December 06, 2002
Large food companies cannot depend on population growth to achieve revenue goals. The consumer must be compelled to buy more expensive (and profitable) items on the grocery shelf for health, flavor or convenience attributes.
Making a more healthy product will certainly differentiate it. Nutritional supplements and healthy sounding food additives are adding value to everything from breakfast cereal to dressings and spreads. Olive oil and other healthy fats can be just the ingredient to add value and profits. The ultimate example is Olivio, a spread made with olive oil.
Olive oil has gained market share over the seed oils because of its health aspects and in spite of its price is seen advertised as a "healthy" ingredient in some products. Olive oil may be seeing some competition.
There is a new generation of "healthy fats". Some are combinations of plant fats which pool their salubrious attributes. Others are genetically modified oils with enhanced antioxidant and nutrient content.
Olive oil and canola are primarily mono-saturated fats and have been shown to have heart healthy and anti-inflammatory properties. Olive oil can satiate quickly, leading to lower total calories ingested and has antioxidants which have a variety of beneficial effects. Fish oils are high in omega-3 lipids and have been shown to lower cardiac disease. Mustard oil, hemp oil, grape seed oil and many other vegetable oils have been shown to be healthy. Combinations of these oils could offer multiple benefits.
Forbes Medi-Tech Inc. has announced the results of its latest designer cooking oil clinical trial. While fats and oils usually contribute to body weight gain, Dr. Peter Jones, one of the researchers, said the oil will actually cause weight loss. Forbes' designer oil is formulated with medium chain triglycerides, plant phytosterols, omega-3 and omega-6 fatty acids.
McGill University in Montreal researchers placed 24 obese males on a diet of the "designer" cooking oil or olive oil for 28 days. The designer oil group showed a significant decrease in total body weight - about 1 pound in 28 days. The designer oil diet also lead to a 16.3 percent drop in LDL or "bad" cholesterol.

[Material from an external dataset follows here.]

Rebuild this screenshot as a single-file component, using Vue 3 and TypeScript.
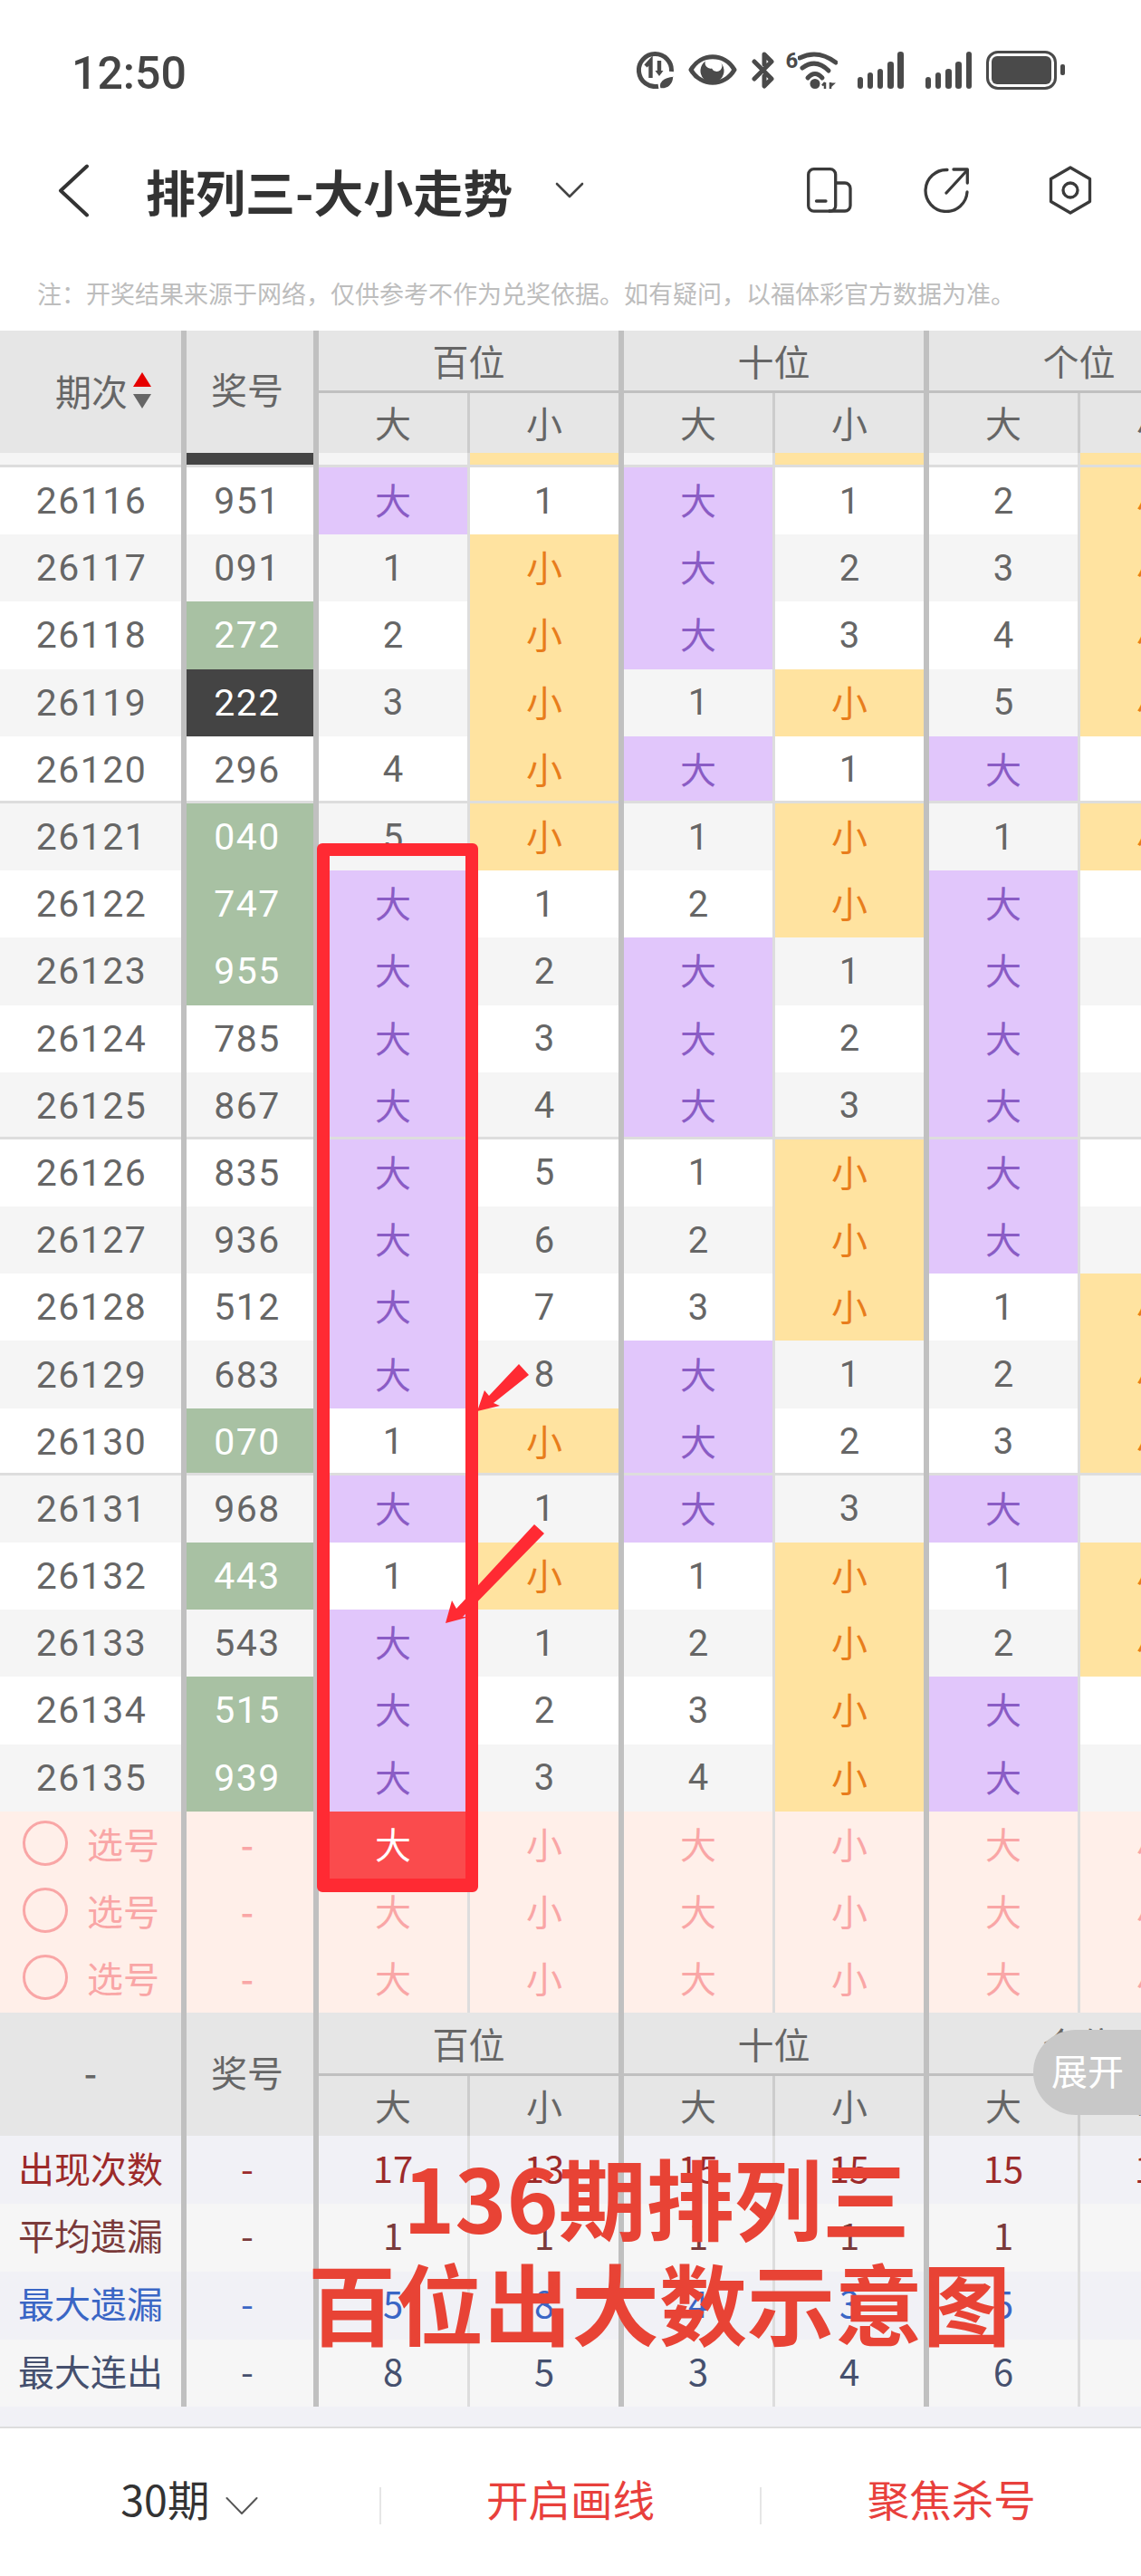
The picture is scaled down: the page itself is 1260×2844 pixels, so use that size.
<script setup lang="ts">
type Side = { text: string; hit: boolean };

const draws: [string, string][] = [
  ['26116', '951'], ['26117', '091'], ['26118', '272'], ['26119', '222'], ['26120', '296'],
  ['26121', '040'], ['26122', '747'], ['26123', '955'], ['26124', '785'], ['26125', '867'],
  ['26126', '835'], ['26127', '936'], ['26128', '512'], ['26129', '683'], ['26130', '070'],
  ['26131', '968'], ['26132', '443'], ['26133', '543'], ['26134', '515'], ['26135', '939'],
];

// misses carried in from before the first visible row
const bigMiss = [0, 0, 1];
const smallMiss = [0, 0, 0];

const rows = draws.map(([issue, num], i) => {
  const cells: { big: Side; small: Side }[] = [];
  num.split('').forEach((d, p) => {
    const isBig = Number(d) >= 5;
    bigMiss[p] = isBig ? 0 : bigMiss[p] + 1;
    smallMiss[p] = isBig ? smallMiss[p] + 1 : 0;
    cells.push({
      big: { text: isBig ? '大' : String(bigMiss[p]), hit: isBig },
      small: { text: isBig ? String(smallMiss[p]) : '小', hit: !isBig },
    });
  });
  const kinds = new Set(num.split('')).size;
  return {
    issue,
    num,
    cells,
    numClass: kinds === 1 ? 'leopard' : kinds === 2 ? 'pair' : '',
    even: i % 2 === 1,
    groupEnd: i % 5 === 4 && i < draws.length - 1,
  };
});

const positions = ['百位', '十位', '个位'];
const stats = [
  { label: '出现次数', cls: 's-count', values: [17, 13, 15, 15, 15, 15] },
  { label: '平均遗漏', cls: 's-avg', values: [1, 1, 1, 1, 1, 1] },
  { label: '最大遗漏', cls: 's-miss', values: [5, 8, 4, 3, 5, 4] },
  { label: '最大连出', cls: 's-run', values: [8, 5, 3, 4, 6, 4] },
];
const bars = [13, 18, 22, 30, 41];
</script>

<template>
  <div class="app">
    <div class="status">
      <span class="clock">12:50</span>
      <div class="status-icons">
        <svg width="41" height="41" viewBox="0 0 41 41" fill="none" stroke="#4a4a4a">
          <path d="M24 38.2A18 18 0 1 1 38.4 22" stroke-width="5" />
          <path d="M10 16l5.5-6V29" stroke-width="4.4" />
          <path d="M25 10V24" stroke-width="4.4" />
          <path d="M20.5 21h9L25 27z" fill="#4a4a4a" stroke="none" />
          <path d="M26 41c-3-7 3-13 15-14 0 9-6 15-15 14z" fill="#4a4a4a" stroke="#fff" stroke-width="1.5" />
        </svg>
        <svg width="54" height="36" viewBox="0 0 54 36" fill="none">
          <path d="M3 18C14 -1 40 -1 51 18 40 37 14 37 3 18z" stroke="#4a4a4a" stroke-width="5" stroke-linejoin="round" />
          <path d="M19 8.500a13 13 0 1 0 15 0 6 6 0 1 1-8 8 6 6 0 0 1-7-8z" fill="#4a4a4a" />
        </svg>
        <svg width="25" height="41" viewBox="0 0 25 41" fill="none" stroke="#4a4a4a" stroke-width="5" stroke-linecap="round" stroke-linejoin="round">
          <path d="M3 11L22 30 14 38V27" />
          <path d="M14 14V3L22 11 3 30" />
        </svg>
        <div class="wifi">
          <span class="wifi-gen">6</span>
          <svg width="44" height="41" viewBox="0 0 44 41" fill="none" stroke="#4a4a4a" stroke-width="5" stroke-linecap="round">
            <path d="M2 7Q22 -3 42 12" />
            <path d="M5 18Q20 7 34 21" />
            <path d="M11 29Q19 20 27 29" />
            <circle cx="19" cy="35.500" r="5.500" fill="#4a4a4a" stroke="none" />
            <path d="M30 41V34M27 37.500L30 34M36 34V41" stroke-width="2.500" stroke-linecap="butt" />
            <path d="M36 40L42 34.500H36z" fill="#4a4a4a" stroke="none" />
          </svg>
        </div>
        <div class="signal">
          <i v-for="h in bars" :key="h" :style="{ height: h + 'px' }"></i>
        </div>
        <div class="signal signal-second">
          <i v-for="h in bars" :key="h" :style="{ height: h + 'px' }"></i>
        </div>
        <div class="battery"><b></b></div>
        <span class="battery-nub"></span>
      </div>
    </div>

    <div class="nav">
      <svg class="back" width="35" height="59" viewBox="0 0 35 59" fill="none" stroke="#333" stroke-width="4" stroke-linecap="round" stroke-linejoin="round">
        <path d="M32 2.500L3 29.500 32 56.500" />
      </svg>
      <h1 class="title">排列三-大小走势</h1>
      <svg class="title-arrow" width="32" height="18" viewBox="0 0 32 18" fill="none" stroke="#444" stroke-width="2.600" stroke-linecap="round" stroke-linejoin="round">
        <path d="M2 2L16 16 30 2" />
      </svg>
      <div class="nav-icons">
        <svg width="50" height="50" viewBox="0 0 50 50" fill="none" stroke="#3a3a3a" stroke-width="3.300" stroke-linejoin="round">
          <rect x="1.700" y="1.700" width="30" height="46.500" rx="6" />
          <path d="M32 17H42a6 6 0 0 1 6 6V42a6 6 0 0 1-6 6H24" />
          <path d="M10.500 37H21" stroke-linecap="round" />
        </svg>
        <svg width="50" height="50" viewBox="0 0 50 50" fill="none" stroke="#3a3a3a" stroke-width="3.300" stroke-linecap="round" stroke-linejoin="round">
          <path d="M26 2.500A23 23 0 1 0 48 27" />
          <path d="M25 28L48 3" />
          <path d="M33 2H48.300V17" />
        </svg>
        <svg width="48" height="54" viewBox="0 0 48 54" fill="none" stroke="#3a3a3a" stroke-width="3.300" stroke-linejoin="round">
          <path d="M24 2L45.500 14.500V39.500L24 52 2.500 39.500V14.500z" />
          <circle cx="24" cy="27" r="8" />
        </svg>
      </div>
    </div>

    <p class="note">注：开奖结果来源于网络，仅供参考不作为兑奖依据。如有疑问，以福体彩官方数据为准。</p>

    <div class="table">
      <div class="head grid">
        <div class="h-cell h-span h-issue">
          <span>期次</span>
          <span class="sort"><i class="up"></i><i class="down"></i></span>
        </div>
        <div class="h-cell h-span h-num">奖号</div>
        <div v-for="p in positions" :key="p" class="h-cell h-group">{{ p }}</div>
        <template v-for="p in positions" :key="p">
          <div class="h-cell h-sub">大</div>
          <div class="h-cell h-sub end">小</div>
        </template>
      </div>

      <div class="grid peek">
        <div class="cell issue even"></div>
        <div class="cell num leopard"></div>
        <template v-for="p in positions" :key="p">
          <div class="cell big even"></div>
          <div class="cell small hit-small"></div>
        </template>
      </div>

      <div v-for="r in rows" :key="r.issue" class="grid row" :class="{ 'group-end': r.groupEnd }">
        <div class="cell issue digits" :class="{ even: r.even }">{{ r.issue }}</div>
        <div class="cell num digits" :class="[r.numClass, { even: r.even }]">{{ r.num }}</div>
        <template v-for="(c, i) in r.cells" :key="i">
          <div class="cell big" :class="{ even: r.even, 'hit-big': c.big.hit }">{{ c.big.text }}</div>
          <div class="cell small" :class="{ even: r.even, 'hit-small': c.small.hit }">{{ c.small.text }}</div>
        </template>
      </div>

      <div v-for="n in 3" :key="n" class="grid row pick">
        <div class="cell issue pick-label"><span class="radio"></span>选号</div>
        <div class="cell num dash">-</div>
        <template v-for="(p, i) in positions" :key="p">
          <div class="cell big" :class="{ picked: n === 1 && i === 0 }">大</div>
          <div class="cell small">小</div>
        </template>
      </div>

      <div class="head foot-head grid">
        <div class="h-cell h-span dash">-</div>
        <div class="h-cell h-span h-num">奖号</div>
        <div v-for="p in positions" :key="p" class="h-cell h-group">{{ p }}</div>
        <template v-for="p in positions" :key="p">
          <div class="h-cell h-sub">大</div>
          <div class="h-cell h-sub end">小</div>
        </template>
      </div>

      <div v-for="(s, i) in stats" :key="s.label" class="grid stat" :class="[s.cls, { alt: i % 2 === 1 }]">
        <div class="cell issue">{{ s.label }}</div>
        <div class="cell num">-</div>
        <template v-for="(v, j) in s.values" :key="j">
          <div class="cell" :class="j % 2 ? 'small' : 'big'">{{ v }}</div>
        </template>
      </div>
      <div class="table-end"></div>
    </div>

    <div class="footer">
      <div class="foot-item">
        <span>30期</span>
        <svg width="36" height="21" viewBox="0 0 36 21" fill="none" stroke="#555" stroke-width="2" stroke-linecap="round" stroke-linejoin="round">
          <path d="M1.500 2L18 19 34.500 2" />
        </svg>
      </div>
      <div class="foot-item red"><span>开启画线</span></div>
      <div class="foot-item red"><span>聚焦杀号</span></div>
    </div>

    <!-- hand drawn markup on top of the screenshot -->
    <div class="mark-box"></div>
    <svg class="mark-arrows" width="1260" height="2844" viewBox="0 0 1260 2844">
      <path d="M573 1506L584 1518 545 1549 552 1552 527 1558 535 1535 540 1541z" fill="#ff2a33" />
      <path d="M590 1683L601 1693 511 1785 518 1785 492 1792 499 1767 504 1776z" fill="#ff2a33" />
    </svg>
    <div class="mark-text">136期排列三<br />百位出大数示意图</div>
    <div class="expand">展开</div>
  </div>
</template>

<style scoped>
.app {
  position: relative;
  width: 1260px;
  height: 2844px;
  overflow: hidden;
  background: #fff;
  font-family: Roboto, "Noto Sans CJK SC", sans-serif;
  color: #666;
}

.status {
  box-sizing: border-box;
  height: 144px;
  padding: 58px 84px 0 79px;
  display: flex;
  justify-content: space-between;
  align-items: flex-start;
}

.clock {
  font-size: 50px;
  font-weight: 500;
  line-height: 46px;
  color: #444;
}

.status-icons {
  display: flex;
  align-items: center;
  height: 42px;
  margin-top: -2px;
}

.status-icons > svg:nth-child(2) {
  margin-left: 16px;
}

.status-icons > svg:nth-child(3) {
  margin-left: 16px;
}

.wifi {
  display: flex;
  align-items: flex-start;
  margin-left: 13px;
  height: 41px;
}

.wifi-gen {
  width: 13px;
  font-size: 24px;
  line-height: 20px;
  font-weight: 700;
  color: #4a4a4a;
}

.signal {
  display: flex;
  align-items: flex-end;
  gap: 4.700px;
  height: 41px;
  margin-left: 22px;
}

.signal i {
  width: 6.500px;
  border-radius: 3.200px;
  background: #4a4a4a;
}

.signal-second {
  margin-left: 24px;
}

.battery {
  box-sizing: border-box;
  width: 78px;
  height: 43px;
  margin-left: 16px;
  padding: 3px;
  border: 3.500px solid #4a4a4a;
  border-radius: 13px;
}

.battery b {
  display: block;
  height: 100%;
  border-radius: 6px;
  background: #4a4a4a;
}

.battery-nub {
  width: 5px;
  height: 12px;
  margin-left: 4px;
  border-radius: 2px;
  background: #4a4a4a;
}

.nav {
  height: 132px;
  padding-left: 64px;
  padding-right: 54px;
  display: flex;
  align-items: center;
}

.back {
  flex: none;
}

.title {
  margin: 0 0 0 62px;
  font-family: "Noto Sans CJK SC", sans-serif;
  font-size: 55px;
  font-weight: 700;
  line-height: 60px;
  color: #333;
  white-space: nowrap;
}

.title-arrow {
  margin-left: 47px;
  flex: none;
}

.nav-icons {
  margin-left: auto;
  display: flex;
  align-items: center;
  gap: 79px;
}

.nav-icons svg:last-child {
  margin-left: 9px;
}

.note {
  box-sizing: border-box;
  height: 89px;
  margin: 0;
  padding: 30px 0 0 41px;
  font-family: "Noto Sans CJK SC", sans-serif;
  font-size: 27px;
  line-height: 36px;
  color: #bdbdbd;
  white-space: nowrap;
}

.table {
  overflow: hidden;
}

.grid {
  display: grid;
  grid-template-columns: 206px 146px 167px 170px 167px 170px 167px 170px;
}

.head {
  grid-template-rows: 69px 66px;
  background: #e6e6e6;
  font-size: 40px;
}

.foot-head {
  grid-template-rows: 70px 66px;
}

.h-cell {
  box-sizing: border-box;
  display: flex;
  align-items: center;
  justify-content: center;
  border-right: 6px solid #c0c0c0;
  color: #666;
}

.h-span {
  grid-row: span 2;
  padding-bottom: 7px;
}

.h-issue {
  padding-bottom: 3px;
  gap: 6px;
  padding-left: 28px;
  border-right-width: 6px;
}

.h-num {
  padding-right: 6px;
}

.h-group {
  grid-column: span 2;
  border-bottom: 3px solid #c0c0c0;
}

.h-sub {
  border-right: 3px solid #ccc;
  padding-bottom: 3px;
}

.h-sub.end {
  border-right: 6px solid #c0c0c0;
}

.dash {
  font-family: "Noto Sans CJK SC", sans-serif;
  font-weight: 500;
}

.sort {
  display: flex;
  flex-direction: column;
  gap: 8px;
}

.sort i {
  display: block;
  width: 0;
  height: 0;
  border-left: 10px solid transparent;
  border-right: 10px solid transparent;
}

.sort .up {
  border-bottom: 16px solid #e60000;
}

.sort .down {
  border-top: 16px solid #666;
}

.peek {
  height: 16px;
}

.peek .cell {
  box-shadow: inset 0 -3px 0 #ddd;
}

.row {
  height: 74.200px;
}

.cell {
  box-sizing: border-box;
  display: flex;
  align-items: center;
  justify-content: center;
  background: #fff;
  font-size: 41px;
  border-right: 3px solid #ddd;
  color: #666;
}

.digits {
  letter-spacing: 1.500px;
}

.issue.digits {
  padding-left: 2px;
}

.cell.even {
  background: #f5f5f5;
}

.group-end .cell {
  box-shadow: inset 0 -3px 0 #ddd;
}

.issue {
  border-right: 6px solid #c0c0c0;
}

.num {
  padding-right: 6px;
  border-right: 6px solid #c0c0c0;
}

.big {
  font-size: 40px;
}

.small {
  font-size: 40px;
  border-right: 6px solid #c0c0c0;
}

.num.pair,
.num.pair.even {
  background: #a8c1a3;
  color: #fff;
}

.num.leopard {
  background: #444;
  color: #fff;
}

.cell.hit-big {
  padding-bottom: 4px;
  background: #e1c6fb;
  color: #8a5cc5;
}

.cell.hit-small {
  padding-bottom: 4px;
  background: #ffe3a0;
  color: #e87d1c;
}

.pick .cell {
  padding-bottom: 4px;
  background: #ffefe9;
  color: #f9a6a6;
  font-size: 40px;
}

.pick .pick-label {
  justify-content: flex-start;
  padding-left: 25px;
  gap: 21px;
}

.radio {
  box-sizing: border-box;
  width: 50px;
  height: 50px;
  border: 3px solid #f9a6a6;
  border-radius: 50%;
}

.pick .cell.picked {
  background: #fa4b4d;
  color: #fff;
}

.stat {
  height: 74.750px;
}

.stat .cell {
  padding-bottom: 6px;
  font-family: "Noto Sans CJK SC", sans-serif;
  font-size: 40px;
  background: #f1f1f6;
}

.stat.alt .cell {
  background: #f6f6f6;
}

.s-count .cell {
  color: #9c2a2a;
}

.s-avg .cell {
  color: #7a3a3a;
}

.s-miss .cell {
  color: #3a66c5;
}

.s-run .cell {
  color: #45506e;
}

.table-end {
  box-sizing: border-box;
  height: 24px;
  background: #f1f1f6;
  border-bottom: 2px solid #ddd;
}

.footer {
  display: flex;
  height: 163px;
  padding-top: 7px;
  box-sizing: border-box;
  align-items: center;
  background: #fff;
}

.foot-item {
  flex: 1;
  height: 41px;
  display: flex;
  align-items: center;
  justify-content: center;
  gap: 18px;
  font-family: "Noto Sans CJK SC", sans-serif;
  font-size: 46.500px;
  color: #333;
}

.foot-item span {
  margin-bottom: 18px;
}

.foot-item + .foot-item {
  border-left: 2px solid #e6e6e6;
}

.foot-item.red {
  color: #e8403c;
}

.mark-box {
  position: absolute;
  left: 350px;
  top: 931px;
  box-sizing: border-box;
  width: 178px;
  height: 1158px;
  border: 14px solid #ff2a33;
  border-bottom-width: 15px;
  border-radius: 6px;
}

.mark-arrows {
  position: absolute;
  left: 0;
  top: 0;
}

.mark-text {
  position: absolute;
  left: 340px;
  top: 2366px;
  width: 770px;
  font-family: "Noto Sans CJK SC", sans-serif;
  font-size: 97px;
  font-weight: 700;
  line-height: 116px;
  color: #e84335;
  text-align: center;
  white-space: nowrap;
}

.expand {
  position: absolute;
  right: 0;
  top: 2241px;
  box-sizing: border-box;
  width: 119px;
  height: 94px;
  padding: 0 0 6px 20px;
  display: flex;
  align-items: center;
  border-radius: 47px 0 0 47px;
  background: #c8c8c8;
  font-family: "Noto Sans CJK SC", sans-serif;
  font-size: 40px;
  color: #fff;
  white-space: nowrap;
}
</style>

"These oils are oxidized very quickly and burned as energy rather than stored as body fat" Jones said. The company is stressing the health benefits and says little about flavor. The oil is for cooking, not to be used as a condiment as some high end olive oils are.
Other companies are in this market. Japan-based Kao Corp. has developed "Healthy Econa Cooking Oil" which it claims lowers cholesterol. The main ingredient is diacylglycerol, a vegetable sterol, which slows the increase of blood triglycerides to help prevent obesity. Take Control, Flora pro.activ and Benecol all contain plant sterols extracted from soybeans or other sources which have shown to lower LDL cholesterol in several studies.
Another "healthy oil", Soyola, is made from specially bred soybeans with reduced levels of both linolenic and palmitic acid and increased levels of oleic acid, a monosaturated fat found at high levels in olive and canola oils. Soyola was being pushed as a food ingredient.
So if olive oil isn't the cheapest oil and isn't the healthiest oil, what marketing angle still exists? Olive oil has cultural and historical appeal which the new oils can't match. Extra virgin olive oil is not refined, a selling point with some consumers. And of course olive oil actually has a flavor - something the industry could do more to promote.